The Bainsites are using the life-and-death struggle of the PLA, the people of Albania, and the Marxist-Leninists to rewrite their own history – a history of open appeals to class collaboration and infantile adventurism. Have they attempted to explain how the unity of the Canadian proletariat with the Committee for an Independent Canada is any different than the unity proposed by the theoreticians of “three worlds”? They have not, and they cannot. To explain the theory of “three worlds” is to reveal their own past history as completely opportunist, anti-Leninist, pseudo-anti-imperialist and pseudo-revolutionary. To explain the theory of “three worlds” is to reveal their own current history as completely opportunist, anti-Leninist, pseudo-anti-imperialist and pseudo-revolutionary.

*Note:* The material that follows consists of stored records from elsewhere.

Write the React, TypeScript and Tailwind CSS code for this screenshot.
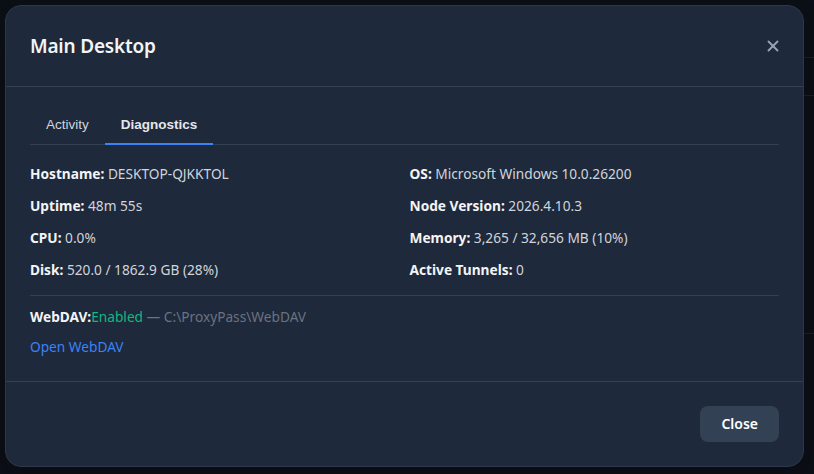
import { X } from 'lucide-react';

const left = [
  { label: 'Hostname', value: 'DESKTOP-QJKKTOL' },
  { label: 'Uptime', value: '48m 55s' },
  { label: 'CPU', value: '0.0%' },
  { label: 'Disk', value: '520.0 / 1862.9 GB (28%)' },
];

const right = [
  { label: 'OS', value: 'Microsoft Windows 10.0.26200' },
  { label: 'Node Version', value: '2026.4.10.3' },
  { label: 'Memory', value: '3,265 / 32,656 MB (10%)' },
  { label: 'Active Tunnels', value: '0' },
];

function Field({ label, value }: { label: string; value: string }) {
  return (
    <div className="text-[13.7px] leading-5 text-[#d1d5db]">
      <span className="font-bold text-[#f3f4f6]">{label}:</span> {value}
    </div>
  );
}

export default function App() {
  const rows = left.flatMap((l, i) => [l, right[i]]);

  return (
    <div className="relative min-h-[474px] w-full overflow-hidden bg-[#0b0f16] p-[5px] font-['Noto_Sans',sans-serif]">
      {/* faint page content behind the overlay */}
      <div className="absolute right-0 top-[57px] h-px w-[14px] bg-[#1a202b]" />
      <div className="absolute right-0 top-[95px] h-px w-[14px] bg-[#1a202b]" />
      <div className="absolute right-0 top-[333px] h-px w-[14px] bg-[#1a202b]" />

      <div className="relative flex w-[799px] flex-col rounded-2xl border border-[#2c3748] bg-[#1e293b] shadow-2xl">
        <div className="flex items-center justify-between border-b border-[#334155] py-[26px] pl-6 pr-[21px]">
          <h2 className="text-[19px] font-semibold leading-7 tracking-[-0.2px] text-[#f3f4f6]">Main Desktop</h2>
          <button className="text-[#94a3b8] hover:text-white">
            <X size={18} strokeWidth={2.5} />
          </button>
        </div>

        <div className="px-6 pb-6 pt-[22px]">
          <div className="flex border-b border-[#334155] font-['Liberation_Sans',sans-serif] text-[13.5px]">
            <button className="px-4 pb-[9px] pt-[6px] text-[#d1d5db]">Activity</button>
            <button className="-mb-px border-b-2 border-[#3b82f6] px-4 pb-[8px] pt-[6px] font-bold text-[#e5e7eb]">
              Diagnostics
            </button>
          </div>

          <div className="mt-[19px] grid grid-cols-2 gap-x-[10px] gap-y-3">
            {rows.map((r) => (
              <Field key={r.label} label={r.label} value={r.value} />
            ))}
          </div>

          <div className="mt-[15px] border-t border-[#334155] pt-[11px]">
            <div className="text-[13.7px] leading-5">
              <span className="font-bold text-[#f3f4f6]">WebDAV:</span>
              <span className="text-[#10b981]">Enabled</span>
              <span className="text-[#6b7280]"> — C:\ProxyPass\WebDAV</span>
            </div>
            <a href="#" className="mt-[10px] block w-fit text-[13.7px] leading-5 text-[#3b82f6] hover:underline">
              Open WebDAV
            </a>
          </div>
        </div>

        <div className="flex justify-end border-t border-[#334155] p-6">
          <button className="rounded-lg bg-[#334155] px-[21px] py-2 text-sm font-semibold leading-5 text-white hover:bg-[#475569]">
            Close
          </button>
        </div>
      </div>
    </div>
  );
}
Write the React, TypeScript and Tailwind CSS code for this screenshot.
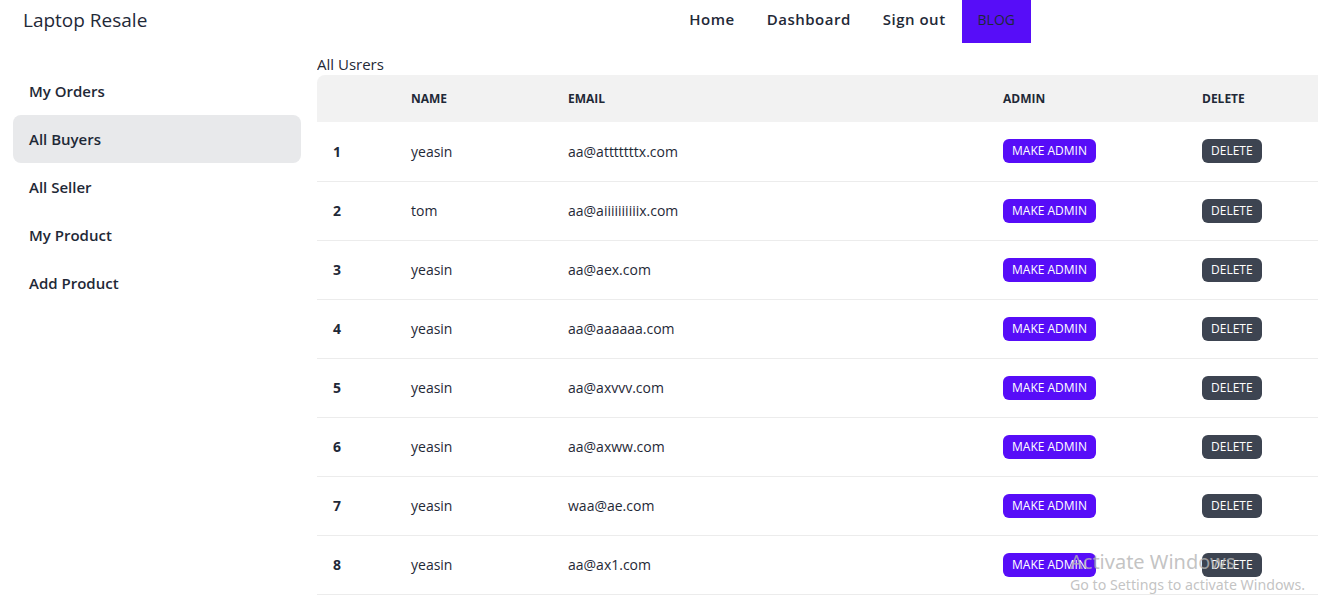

With such a consistent past, it is only a matter of time before these Bainsite scum are exposed and subject to the wrath of the proletariat, which will be well aware of how to deal with charlatans and deceivers. For the present, it is incumbent upon Marxist-Leninists to work to expose and isolate the “CPC(ML),” to consider the struggle against the theory of “three worlds” in Canada as incomplete unless it includes the struggle against Bains and his gang of thugs.